Hull study shows chocolate with high cocoa content may ease symptoms of CFS

November 24, 2010


From the Daily Telegraph, 24 November 2010 (Story by medical editor Rebecca Smith)

Dark chocolate is rich in chemicals known to increase signals carried around the brain but this is thought to be the first time the confection has been found to help symptoms of chronic fatigue syndrome.

Researchers from the University of Hull and the Hull York Medical School tested ten patients with a severe form of the disease.

They ate dark chocolate for eight weeks, followed by a break and then another variety with little cocoa but which tasted the same.

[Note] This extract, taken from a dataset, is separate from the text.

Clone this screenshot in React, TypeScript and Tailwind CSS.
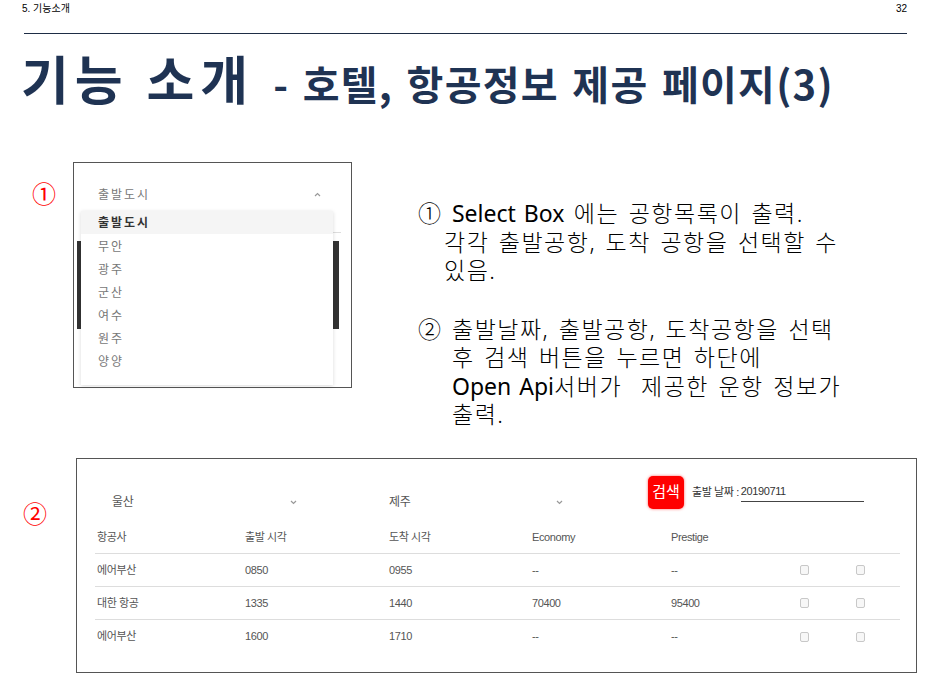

They were asked to eat 15g three times a day and not make any other changes to their diet.

The results were published in Nutrition Journal.

They reported significant improvement in their wellbeing.

Professor Steve Atkin who led the study says: “The significance of the results is particularly surprising because of the small number of subjects in the study. A further study is needed to see what the effects would be on a larger group of people, but this is potentially very encouraging news for those who suffer from Chronic Fatigue Syndrome.”

Chronic fatigue syndrome is characterised by extreme, persistent fatigue for six months or more with other problems with as muscle pain, headaches and poor memory.

There is debate in the medical community about whether it is a distinct condition from myalgic encephalomyelitis or ME and the terms are sometimes used interchangeably.

Chronic fatigue syndrome/ME affects around 250,000 people in Britain.

5 thoughts on “Hull study shows chocolate with high cocoa content may ease symptoms of CFS”

  1. This is not new at all. Other studies have looked at Chocolate and CFS. Money shouldn’t be going on this type of research. It’s ridiculous.

  2. Thanks Tony.

    Why is Professor Atkin claiming:

    “The effect of cocoa in subjects with chronic fatigue syndrome has not been studied to date.”

    When it clearly has, again with 10 patients, with dark chocolate and he conducted that previous study himself. Here is the BBC article on that study from 2007: http://news.bbc.co.uk/1/hi/7018055.stm

  3. I remember being very angry the first time this story was published because it trivialises ME/CFS as an illness which can be treated by eating chocolate. I actually tried 15g of the kind of chocolate specified and it made me feel so nauseous I gave up after less than a week. Ten people took part in the test; big deal! I wish Professor Atkin would keep his theories to himself until he has tested them on a much larger number of people.